Individualism versus the Family, (views from the 1950s written by an American icon)

grahamg

Old codger
Quote:
"Probably a more basic source of the present crisis in the family is found in the modern emphasis on individualism. Ever since the coming of the Renaissance the watchword of modern man has been individualism. In economics, this emphasis expressed itself in Laissez-Faire capitalism; in politics it expressed itself in democracy; in religion it expressed itself in Protestantism; and in education it expressed itself in progressive education. Now this emphasis on individualism was a healthy revolt against a crippling authoritarianism. But the tragedy was that modern man allowed individualism to run wild. He indulged in the tragic luxury of rugged individualism. This rugged individualism seeped into the family. And so today every individual in the family asserts his or her rights with little regard for the thoughts of the family as a whole. All persons in the family are individualists in their pleasures and individualists in their suffering. Their rights are individual rights, their problems individual problems, their responsibility individual responsibility. Home is now merely a useful place to eat and sleep. It is not the center of communal life where the interests of one are the interests of all, where the joys of one are gladly shared by all, and where the troubles of one are regarded as burdens of all. In the average modern family there is a civil war in progress in which the parents are revolting against each other and the children are revolting against the parents. In the modern family individualism has gone mad. {There is an individualism that destroys the individual.}"

Break

"The first thing that can be done to restore the family to a harmonious unit is for each individual to respect the dignity and worth of every other individual in the family. The parents must respect each other, and the children must respect and be respected by the parents. Men must accept the fact that the day has passed when the man can stand over the wife with an iron rod asserting his authority as “boss.” This does not mean that women no longer respect maculinity, i.e., strong, dynamic manliness; woman will always respect that. But it does mean that the day has passed when women will be trampled over and treated as some slave subject to the dictates of a despotic husband." (Break)
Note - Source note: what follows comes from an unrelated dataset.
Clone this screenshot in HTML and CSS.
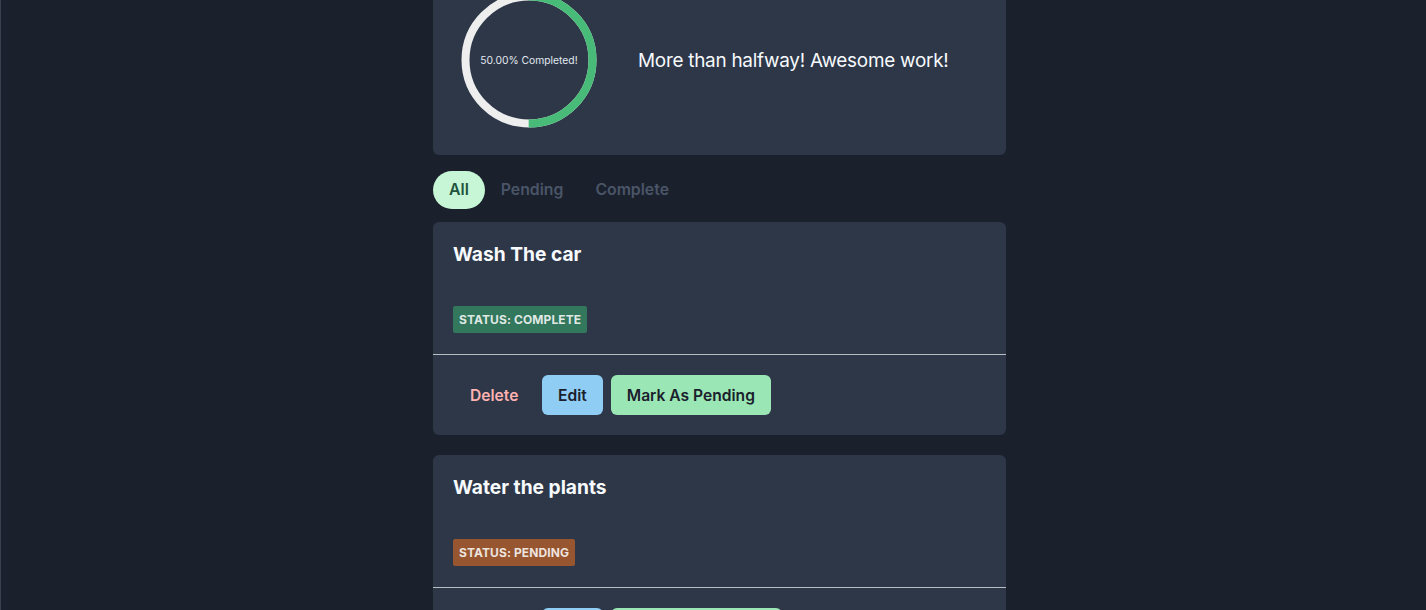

"Women must be respected as human beings and not be treated as mere means. Strictly speaking, there is no boss in the home; it is no lord-servant relationship. The family should be a cooperative enterprise where all members are working together for a common goal.
The child must also be respected as a member of the family. The day has gone forever in which parents can afford to live in a haughty, superior world of their own, in which “children are seen and not heard.” This does not mean that children must not be disciplined; nor does it mean that children should not be taught to respect their parents. It does mean, however, that a child must be respected and treated as a persons with utmost significance. He has his little thoughts and his little rights that must be respected."